September Stagflation Index Sags
The Stagflation Index (SFI) for September fell to -15 as cost of living increases outpaced wage gains. This bit of bad news for workers comes during a week when the Dow Jones Industrial average broke 10,000 and the price of oil topped $75 per barrel.
The September data from the Bureau of Labor Statistics indicate that wages failed to keep pace with inflation for non-managerial workers in the private sector, those of us who make up about 80% of the American workforce. The key data:
Consumer Price Index (CPI) +0.2%
Average Hourly Earnings (AHE) +$0.01 or +0.05%
Average Hourly Wage $18.67/hour
Calculating the September increase in wages adjusted for inflation:
(AHE – CPI) = (0.05 – 0.2) = -0.15
September Stagflation Index = -0.15 X 100 = -15
I’m not optimistic about the current economic “recovery.” The last time unemployment was this high was the early 1980s. The recovery that followed that recession was supported by three major factors:
1. The Baby-Boomers” were in their peak earning years.
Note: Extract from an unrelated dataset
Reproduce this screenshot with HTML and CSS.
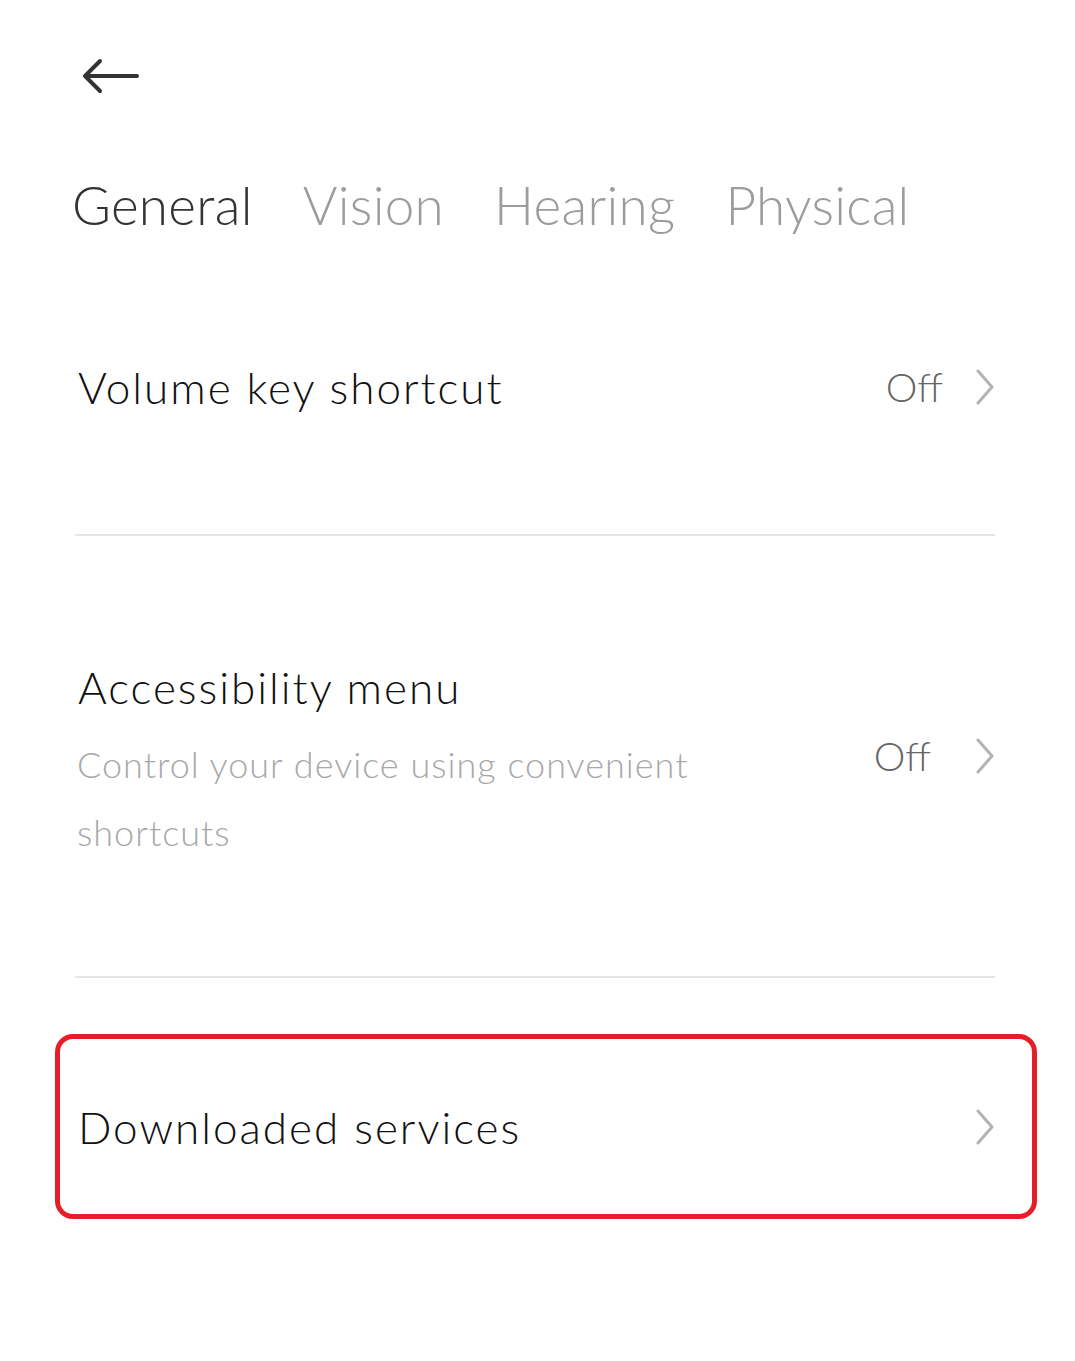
FILE: index.html
```html
<!DOCTYPE html>
<html>
<head>
<meta charset="utf-8">
<link rel="stylesheet" href="styles.css">
</head>
<body>
<div class="screen">
  <div class="topbar">
    <svg class="back" width="60" height="40" viewBox="0 0 60 40">
      <path d="M4 18 H56 M4 18 L19 3 M4 18 L19 33" fill="none" stroke="#333" stroke-width="4" stroke-linecap="round" stroke-linejoin="round"/>
    </svg>
  </div>
  <div class="tabs">
    <span class="tab active">General</span>
    <span class="tab">Vision</span>
    <span class="tab">Hearing</span>
    <span class="tab">Physical</span>
  </div>
  <div class="list">
    <div class="row row-one">
      <div class="title">Volume key shortcut</div>
      <div class="right"><span class="value">Off</span><svg class="chev" width="20" height="36" viewBox="0 0 20 36"><path d="M3 2 L17 18 L3 34" fill="none" stroke="#b3b3b3" stroke-width="3" stroke-linecap="round" stroke-linejoin="round"/></svg></div>
    </div>
    <div class="divider"></div>
    <div class="row row-two">
      <div class="texts">
        <div class="title">Accessibility menu</div>
        <div class="sub">Control your device using convenient shortcuts</div>
      </div>
      <div class="right right-low"><span class="value">Off</span><svg class="chev" width="20" height="36" viewBox="0 0 20 36"><path d="M3 2 L17 18 L3 34" fill="none" stroke="#b3b3b3" stroke-width="3" stroke-linecap="round" stroke-linejoin="round"/></svg></div>
    </div>
    <div class="divider"></div>
    <div class="highlight">
      <div class="row row-three">
        <div class="title">Downloaded services</div>
        <div class="right"><svg class="chev" width="20" height="36" viewBox="0 0 20 36"><path d="M3 2 L17 18 L3 34" fill="none" stroke="#b3b3b3" stroke-width="3" stroke-linecap="round" stroke-linejoin="round"/></svg></div>
      </div>
    </div>
  </div>
</div>
</body>
</html>
```

FILE: styles.css
```css
* { box-sizing: border-box; }
html, body { margin: 0; padding: 0; background: #fff; }
body {
  font-family: "Lato", "Open Sans", sans-serif;
  font-weight: 300;
  width: 1075px;
  height: 1361px;
  overflow: hidden;
}
.screen { width: 1075px; }
.topbar {
  height: 150px;
  padding: 58px 0 0 81px;
}
.back { display: block; }
.tabs {
  display: flex;
  gap: 50px;
  padding-left: 72px;
  height: 140px;
  padding-top: 20px;
}
.tab {
  font-size: 53px;
  color: #9c9c9c;
  line-height: 70px;
  letter-spacing: 0.3px;
}
.tab.active { color: #333; }
.list { padding: 0 80px 0 75px; }
.row {
  display: flex;
  justify-content: space-between;
  align-items: center;
}
.row-one { height: 244px; padding-bottom: 50px; }
.title {
  font-size: 44px;
  color: #111;
  letter-spacing: 2px;
  padding-left: 3px;
}
.right { display: flex; align-items: center; gap: 32px; }
.value { font-size: 40px; color: #666; }
.chev { display: block; }
.divider { height: 2px; background: #e6e6e6; }
.row-two { height: 440px; align-items: flex-start; }
.texts { width: 640px; padding-top: 125px; }
.sub {
  font-size: 36px;
  color: #a8a8a8;
  line-height: 68px;
  letter-spacing: 1px;
  padding-left: 2px;
  margin-top: 17px;
}
.right-low { align-self: center; gap: 44px; }
.highlight {
  margin: 56px -42px 0 -20px;
  border: 5px solid #e3202a;
  border-radius: 18px;
  height: 185px;
  padding: 0 37px 0 15px;
}
.row-three { height: 175px; }
```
2. Cheap oil. The Alaskan oil pipeline was completed, North Sea oil wells came on line, and Pemex (Mexican national oil company) produced at a frenetic pace. Oil prices plummeted to around $10 per barrel. That is not happening now. As the economy improves ever so slightly, oil prices are going up.
3. Growth in defense industries, computer technologies, and financial services during the 10980s put a lot of people to work and earned a lot of money.
Now, the Baby-Boomers, faced with under-funded retirements, are hanging on to their jobs, making for a very tough job market for young workers. High unemployment will keep wages low. Low wages will keep consumer spending low.
Demand for oil will keep prices high. “Drill baby drill” will not lower prices like in 1982. Demand is higher now, supplies are lower. Oil companies don’t want lower prices, anyway.
The only potential technological saviour is green technology and infrastructure. As the oil companies and their surragates fight to maintain the status quo, nations less entrenched in old, dying technologies will develop, patent, and build the renewable energy systems they will eventually sell to a crumbling and no longer industrialized America.
I hope I’m wrong about all of that. I see what the makers of Harry and Louise did to health care reform in 1993, others, like George Will, who deny the climate change warnings from the scientists at the UN Intergovernmental Panel on Climate Change (IPCC), are doing to energy reform now.
Those of us for sustainability: economic vitality, environmental quality, and equal opportunity, we have to keep hammering. Keep hammering.